As with the earlier masterpieces, the register that Roach chooses is a tragic one, but at the same time void of dramatic development, as if Hamlet were reduced to an appearance on stage by an actor who emits a visceral groan and turns to face the audience with a terrified look. Roach makes the most of his electronic resources, while Hudson tunes his didgeridoo to the most mysterious sounds, and Sarah Hopkins (Australian avantguard composer) alternates between cello, bells and "spirit catcher: a traditional instrument that is whirled in the air.
Hopkins contributes to Awakening the Earth, fourteen minutes of pure madness on electronics and cello. The album is completed by Hudson's compositions for didgeridoo which are faithful echoes of the music of the aboriginals (like the rousing Call To Kuranda).
Having retired to living in the living in the Arizona desert, a few minutes from Tucson, Roach remains subjugated by that lunar landscape of cacti and sand, by the great vacant expanses, by the sounds of coyotes and vultures and by the suffocating heat.

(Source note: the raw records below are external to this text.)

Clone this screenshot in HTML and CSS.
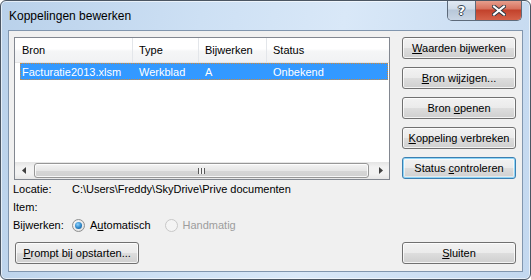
FILE: index.html
```html
<!DOCTYPE html>
<html lang="nl">
<head>
    <meta charset="UTF-8">
    <title>Koppelingen bewerken</title>
    <link rel="stylesheet" href="styles.css">
</head>
<body>
    <div class="window">
        <div class="titlebar">
            <span class="title">Koppelingen bewerken</span>
            <div class="caption-buttons">
                <span class="cap cap-help">?</span>
                <span class="cap cap-close">
                    <svg width="14" height="11" viewBox="0 0 14 11">
                        <path d="M2 1.5 L12 9.5 M12 1.5 L2 9.5" stroke="#2f3a44" stroke-width="4" stroke-linecap="square"/>
                        <path d="M2 1.5 L12 9.5 M12 1.5 L2 9.5" stroke="#fff" stroke-width="2" stroke-linecap="square"/>
                    </svg>
                </span>
            </div>
        </div>

        <div class="client">
            <div class="top">
                <div class="listview">
                    <div class="lv-header">
                        <span class="col c1">Bron</span>
                        <span class="col c2">Type</span>
                        <span class="col c3">Bijwerken</span>
                        <span class="col c4">Status</span>
                    </div>
                    <div class="lv-row selected">
                        <span class="cell c1">Facturatie2013.xlsm</span>
                        <span class="cell c2">Werkblad</span>
                        <span class="cell c3">A</span>
                        <span class="cell c4">Onbekend</span>
                    </div>
                    <div class="lv-body"></div>
                    <div class="hscroll">
                        <span class="sb-btn">
                            <svg width="4" height="7" viewBox="0 0 4 7"><path d="M4 0 L0 3.5 L4 7 Z" fill="#404040"/></svg>
                        </span>
                        <span class="sb-thumb">
                            <span class="grip"></span>
                        </span>
                        <span class="sb-btn">
                            <svg width="4" height="7" viewBox="0 0 4 7"><path d="M0 0 L4 3.5 L0 7 Z" fill="#404040"/></svg>
                        </span>
                    </div>
                </div>

                <div class="side-buttons">
                    <button class="btn"><u>W</u>aarden bijwerken</button>
                    <button class="btn"><u>B</u>ron wijzigen...</button>
                    <button class="btn">Bron <u>o</u>penen</button>
                    <button class="btn"><u>K</u>oppeling verbreken</button>
                    <button class="btn btn-default">Status <u>c</u>ontroleren</button>
                </div>
            </div>

            <div class="info">
                <div class="info-row">
                    <span class="label">Locatie:</span>
                    <span>C:\Users\Freddy\SkyDrive\Prive documenten</span>
                </div>
                <div class="info-row">
                    <span class="label">Item:</span>
                </div>
                <div class="info-row">
                    <span class="label">Bijwerken:</span>
                    <span class="radio checked"></span>
                    <span class="radio-text">A<u>u</u>tomatisch</span>
                    <span class="radio disabled"></span>
                    <span class="radio-text disabled">Handmatig</span>
                </div>
            </div>

            <div class="bottom">
                <button class="btn btn-prompt"><u>P</u>rompt bij opstarten...</button>
                <button class="btn btn-close"><u>S</u>luiten</button>
            </div>
        </div>
    </div>
</body>
</html>
```

FILE: styles.css
```css
body {
    margin: 0;
    font-family: "Liberation Sans", Arial, sans-serif;
    font-size: 11px;
    color: #000;
    background: #fff;
}
.window {
    width: 531px;
    height: 280px;
    box-sizing: border-box;
    border: 1px solid #4b5663;
    border-radius: 6px;
    background: linear-gradient(100deg, #b9d1ea 0%, #cde0f4 35%, #d9e8f8 60%, #c3d8ef 100%);
    box-shadow: inset 0 0 0 1px rgba(255, 255, 255, 0.6);
    display: flex;
    flex-direction: column;
    overflow: hidden;
}
.titlebar {
    height: 29px;
    flex: none;
    display: flex;
    justify-content: space-between;
    align-items: flex-start;
}
.title {
    font-size: 12px;
    margin: 8px 0 0 8px;
    color: #000;
}
.caption-buttons {
    display: flex;
    margin-right: 8px;
    margin-top: -1px;
    border: 1px solid #5d6a7a;
    border-top: none;
    border-radius: 0 0 5px 5px;
    overflow: hidden;
    height: 20px;
}
.cap {
    display: flex;
    align-items: center;
    justify-content: center;
    height: 20px;
}
.cap-help {
    width: 27px;
    border-right: 1px solid #5d6a7a;
    background: linear-gradient(#e3ebf4 0%, #cfdbe8 45%, #b7c7d9 50%, #c9d6e5 100%);
    font-family: "DejaVu Sans", sans-serif;
    font-weight: bold;
    font-size: 13px;
    color: #fff;
    text-shadow: 1px 0 #3a4654, -1px 0 #3a4654, 0 1px #3a4654, 0 -1px #3a4654;
}
.cap-close {
    width: 45px;
    background: linear-gradient(#e8a493 0%, #d7705c 45%, #c2412b 50%, #d5624a 100%);
}
.client {
    flex: 1;
    margin: 0 7px 7px 7px;
    border: 1px solid #8196ae;
    background: #f0f0f0;
    padding: 6px 6px 7px 5px;
    display: flex;
    flex-direction: column;
}
.top {
    display: flex;
    gap: 12px;
}
.listview {
    width: 376px;
    height: 143px;
    box-sizing: border-box;
    border: 1px solid #828790;
    background: #fff;
    display: flex;
    flex-direction: column;
}
.lv-header {
    height: 24px;
    display: flex;
    border-bottom: 1px solid #e5e5e5;
    background: linear-gradient(#ffffff 0%, #ffffff 45%, #f5f6f7 55%, #f1f2f4 100%);
    flex: none;
}
.col {
    display: flex;
    align-items: center;
    padding-left: 6px;
    box-sizing: border-box;
    border-right: 1px solid #e3e6ea;
}
.c1 { width: 118px; padding-left: 7px; }
.c2 { width: 66px; }
.c3 { width: 68px; }
.c4 { flex: 1; }
.lv-header .c4 { border-right: none; }
.lv-row {
    height: 17px;
    margin: 0 1px 0 5px;
    display: flex;
    box-sizing: border-box;
}
.lv-row.selected {
    background: #3399ff;
    color: #fff;
    border: 1px dotted #d0893a;
}
.cell {
    display: flex;
    align-items: center;
    padding-left: 6px;
    box-sizing: border-box;
}
.lv-row .c1 { width: 112px; padding-left: 1px; }
.lv-body {
    flex: 1;
}
.hscroll {
    height: 17px;
    flex: none;
    display: flex;
    background: linear-gradient(#e4e4e4, #f2f2f2 30%, #f2f2f2 70%, #e6e6e6);
}
.sb-btn {
    width: 17px;
    display: flex;
    align-items: center;
    justify-content: center;
}
.sb-thumb {
    flex: 1;
    margin: 1px 3px 1px 2px;
    border: 1px solid #979797;
    border-radius: 3px;
    background: linear-gradient(#f4f4f4 0%, #e6e6e6 50%, #d6d6d6 51%, #d0d0d0 100%);
    box-shadow: inset 0 0 0 1px rgba(255, 255, 255, 0.8);
    display: flex;
    align-items: center;
    justify-content: center;
}
.grip {
    width: 7px;
    height: 6px;
    background: repeating-linear-gradient(90deg, #5a5a5a 0 1px, #f4f4f4 1px 3px);
}
.side-buttons {
    width: 114px;
    display: flex;
    flex-direction: column;
    gap: 8px;
}
.btn {
    height: 22px;
    box-sizing: border-box;
    border: 1px solid #707070;
    border-radius: 3px;
    background: linear-gradient(#f2f2f2 0%, #ebebeb 48%, #dddddd 52%, #cfcfcf 100%);
    box-shadow: inset 0 0 0 1px rgba(255, 255, 255, 0.75);
    font-family: "Liberation Sans", Arial, sans-serif;
    font-size: 11px;
    color: #000;
    padding: 0;
}
.btn-default {
    border-color: #3c7fb1;
    box-shadow: inset 0 0 0 1px #8fd5f7, inset 0 0 0 2px rgba(255, 255, 255, 0.5);
}
.info {
    margin-left: -1px;
}
.info-row {
    height: 18px;
    display: flex;
    align-items: center;
}
.label {
    width: 59px;
    flex: none;
}
.radio {
    width: 13px;
    height: 13px;
    box-sizing: border-box;
    border-radius: 50%;
    border: 1px solid #8e8f8f;
    background: radial-gradient(circle at 40% 40%, #ffffff 0%, #e8e8e8 60%, #d4d4d4 100%);
    margin-right: 5px;
    display: flex;
    align-items: center;
    justify-content: center;
}
.radio.checked::after {
    content: "";
    width: 7px;
    height: 7px;
    border-radius: 50%;
    background: radial-gradient(circle at 40% 35%, #8fd3ff 0%, #2d85c6 55%, #134f86 100%);
}
.radio.disabled {
    border-color: #c8c8c8;
    background: #f4f4f4;
}
.radio-text {
    margin-right: 14px;
}
.radio-text.disabled {
    color: #9d9d9d;
}
.bottom {
    margin-top: auto;
    display: flex;
    justify-content: space-between;
    padding-left: 1px;
}
.btn-prompt {
    width: 124px;
}
.btn-close {
    width: 114px;
}
```
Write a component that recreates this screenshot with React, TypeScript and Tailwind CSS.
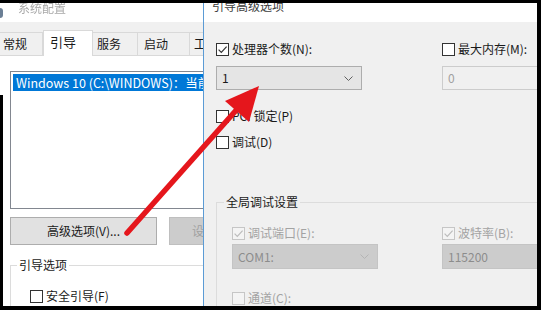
import React from "react";

const FONT = "font-['Noto_Sans_CJK_SC','Liberation_Sans',sans-serif]";

function Box({ checked, disabled }: { checked?: boolean; disabled?: boolean }) {
  return (
    <span
      className={`w-[13px] h-[13px] border shrink-0 flex items-center justify-center ${
        disabled ? "border-[#c6c6c6] bg-[#f4f4f4]" : "border-[#333333] bg-white"
      }`}
    >
      {checked && (
        <svg width="11" height="11" viewBox="0 0 11 11">
          <path
            d="M1.6 5.6 L4.3 8.3 L9.6 2.6"
            fill="none"
            stroke={disabled ? "#bcbcbc" : "#333333"}
            strokeWidth="1.2"
          />
        </svg>
      )}
    </span>
  );
}

function Check({
  label,
  checked,
  disabled,
}: {
  label: string;
  checked?: boolean;
  disabled?: boolean;
}) {
  return (
    <div className="flex items-center h-[14px] gap-[3px]">
      <Box checked={checked} disabled={disabled} />
      <span
        className={`text-[12px] leading-[14px] whitespace-nowrap ${
          disabled ? "text-[#a3a3a3]" : "text-[#1a1a1a]"
        }`}
      >
        {label}
      </span>
    </div>
  );
}

function Chevron({ color }: { color: string }) {
  return (
    <svg width="9" height="5" viewBox="0 0 9 5">
      <path d="M0.5 0.5 L4.5 4.5 L8.5 0.5" fill="none" stroke={color} strokeWidth="1" />
    </svg>
  );
}

export default function App() {
  return (
    <div
      className={`${FONT} relative w-[541px] h-[310px] overflow-hidden bg-black pt-[3px] pr-[4px] pb-[4px] flex`}
    >
      {/* Left window: 系统配置 */}
      <div className="w-[203px] shrink-0 h-full flex flex-col overflow-hidden bg-[#f0f0f0]">
        <div className="h-[19px] bg-white flex items-start shrink-0">
          <span className="w-[3px] h-[10px] mt-[5px] bg-[#6b7f95] rounded-r-sm" />
          <span className="ml-[15px] -mt-[2px] text-[12px] leading-[14px] text-[#a8a8a8] blur-[0.3px]">
            系统配置
          </span>
        </div>
        {/* tabs */}
        <div className="mt-[9px] h-[25px] flex items-end shrink-0 text-[12px] text-[#1a1a1a] border-b border-[#d9d9d9]">
          <div className="w-[43px] shrink-0 h-[23px] border-r border-t border-[#d9d9d9] pl-[3px] leading-[21px]">常规</div>
          <div className="w-[50px] shrink-0 h-[26px] -mb-px bg-white border-x border-t border-[#d9d9d9] pl-[6px] leading-[22px] text-[13px]">
            引导
          </div>
          <div className="w-[45px] shrink-0 h-[23px] border-r border-t border-[#d9d9d9] pl-[4px] leading-[21px]">服务</div>
          <div className="w-[52px] shrink-0 h-[23px] border-r border-t border-[#d9d9d9] pl-[6px] leading-[21px]">启动</div>
          <div className="w-[30px] shrink-0 h-[23px] border-t border-[#d9d9d9] pl-[4px] leading-[21px]">工</div>
        </div>
        {/* panel */}
        <div className="flex-1 bg-white flex flex-col pl-[10px]">
          <div className="mt-[15px] w-[220px] h-[138px] border border-[#828790] p-[2px] shrink-0">
            <div className="h-[17px] bg-[#0078d7] text-white text-[12.5px] leading-[17px] pl-[3px] whitespace-nowrap">
              Windows 10 (C:\WINDOWS)：当前 OS；默认 OS
            </div>
          </div>
          <div className="mt-[8px] flex gap-[12px] shrink-0">
            <div className="w-[147px] shrink-0 h-[28px] bg-[#e1e1e1] border border-[#adadad] flex items-center justify-center text-[12px] text-[#1a1a1a]">
              高级选项(V)...
            </div>
            <div className="w-[120px] shrink-0 h-[28px] bg-[#cccccc] border border-[#bfbfbf] flex items-center pl-[22px] text-[12px] text-[#a0a0a0] whitespace-nowrap">
              设为默认值(D)
            </div>
          </div>
          <div className="mt-[20px] w-[230px] flex-1 border-l border-t border-[#dcdcdc] relative">
            <span className="absolute -top-[8px] left-[6px] px-[2px] bg-white text-[12px] leading-[14px] text-[#1a1a1a]">
              引导选项
            </span>
            <div className="mt-[23px] ml-[19px]">
              <Check label="安全引导(F)" />
            </div>
          </div>
        </div>
      </div>

      {/* Right dialog: 引导高级选项 */}
      <div className="flex-1 min-w-0 h-full flex flex-col border-l border-[#5b9bd5] overflow-hidden bg-[#f0f0f0]">
        <div className="h-[19px] bg-white shrink-0 flex items-start">
          <span className="ml-[8px] -mt-[4px] text-[12px] leading-[14px] text-[#3c3c3c]">引导高级选项</span>
        </div>
        <div className="flex-1 flex flex-col pl-[12px]">
          <div className="mt-[20px] flex">
            <div className="w-[226px] shrink-0 flex flex-col">
              <Check label="处理器个数(N):" checked />
              <div className="mt-[10px] w-[146px] h-[24px] bg-[#e5e5e5] border border-[#adadad] flex items-center justify-between pl-[5px] pr-[8px]">
                <span className="text-[12px] text-[#1a1a1a]">1</span>
                <Chevron color="#606060" />
              </div>
            </div>
            <div className="w-[120px] shrink-0 flex flex-col">
              <Check label="最大内存(M):" />
              <div className="mt-[10px] w-[120px] h-[24px] bg-[#f0f0f0] border border-[#cccccc] flex items-center pl-[5px]">
                <span className="text-[12px] text-[#a0a0a0]">0</span>
              </div>
            </div>
          </div>
          <div className="mt-[19px]">
            <Check label="PCI 锁定(P)" />
          </div>
          <div className="mt-[12px]">
            <Check label="调试(D)" />
          </div>
          <div className="mt-[53px] flex-1 border-l border-t border-[#dcdcdc] relative">
            <span className="absolute -top-[8px] left-[7px] px-[2px] bg-[#f0f0f0] text-[12px] leading-[14px] text-[#1a1a1a]">
              全局调试设置
            </span>
            <div className="mt-[23px] ml-[15px] flex">
              <div className="w-[210px] shrink-0 flex flex-col">
                <Check label="调试端口(E):" checked disabled />
                <div className="mt-[4px] w-[146px] h-[25px] bg-[#cccccc] border border-[#c4c4c4] flex items-center justify-between pl-[5px] pr-[8px]">
                  <span className="text-[12px] text-[#8c8c8c]">COM1:</span>
                  <Chevron color="#b4b4b4" />
                </div>
              </div>
              <div className="w-[120px] shrink-0 flex flex-col">
                <Check label="波特率(B):" checked disabled />
                <div className="mt-[4px] w-[120px] h-[25px] bg-[#cccccc] border border-[#c4c4c4] flex items-center pl-[5px]">
                  <span className="text-[12px] text-[#8c8c8c]">115200</span>
                </div>
              </div>
            </div>
            <div className="mt-[22px] ml-[15px]">
              <Check label="通道(C):" disabled />
            </div>
          </div>
        </div>
      </div>

      {/* left black edge of the photo */}
      <div className="absolute left-0 top-[95px] bottom-0 w-[3px] bg-black" />

      {/* red arrow */}
      <svg className="absolute inset-0 pointer-events-none" width="541" height="310" viewBox="0 0 541 310">
        <line x1="127" y1="233" x2="239" y2="107" stroke="#e5161c" strokeWidth="5.5" strokeLinecap="round" />
        <polygon points="259,86 225,101 249,122" fill="#e5161c" />
      </svg>
    </div>
  );
}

The double album World's Edge (Fortuna, 1992) truly reflects this existential swerve, capturing the essence of living in the desert and of needing to reinvent oneself.
The title track is the final thing recorded in
Los Angeles, and immediately presents the albums most significant novelty: the
rhythms. Roach assimilates the conventional rhythms of consumer music into his
gloomy habitats of electronic sounds, which, coupled with the long melodic
phrases of the german school, define an atmosphere of
astral calm. However the title track resonates both with excruciating
dissonances which express the lacerations of the subconscious,
and with thunder and lightning. Roach's favorite theme, that
of running headlong towards the "edge" without fear of what could be hiding on
the "other side" is explored here in an almost maniacal manner.
The concept of World's Edge is the experience of living in a state of crisis, evolution and renewal. The metaphor that roach chooses is that of one who falls into an abyss, but before crashing to the ground, manages to build wings and take flight.
The most obsessive compositions are based on that
psychic trauma, like Undershadow
and Beat of Desire, apotheosis of an
entirely internal horror/eros which often reaches a
near symphonic intensity; while abstract poems of a weaker but no less
distressing dissonances like When Souls
Roam, resume the evocative journey into the darkest recesses of the
collective subconscious that Roach has been taking for some ten years by this
point.
Even more dreamlike and relaxed atmospheres
cradle Drift and Falling Flying Dreaming, as if while contemplating the marvels of the desert the artists had fallen into a state of trance. Strengthened by a more ordered harmony, Thunderground is the most moving homage to this land at the "edge". The whole of the first disc is supported by strong and virile arrangements, which bring the pathos to unnerving levels.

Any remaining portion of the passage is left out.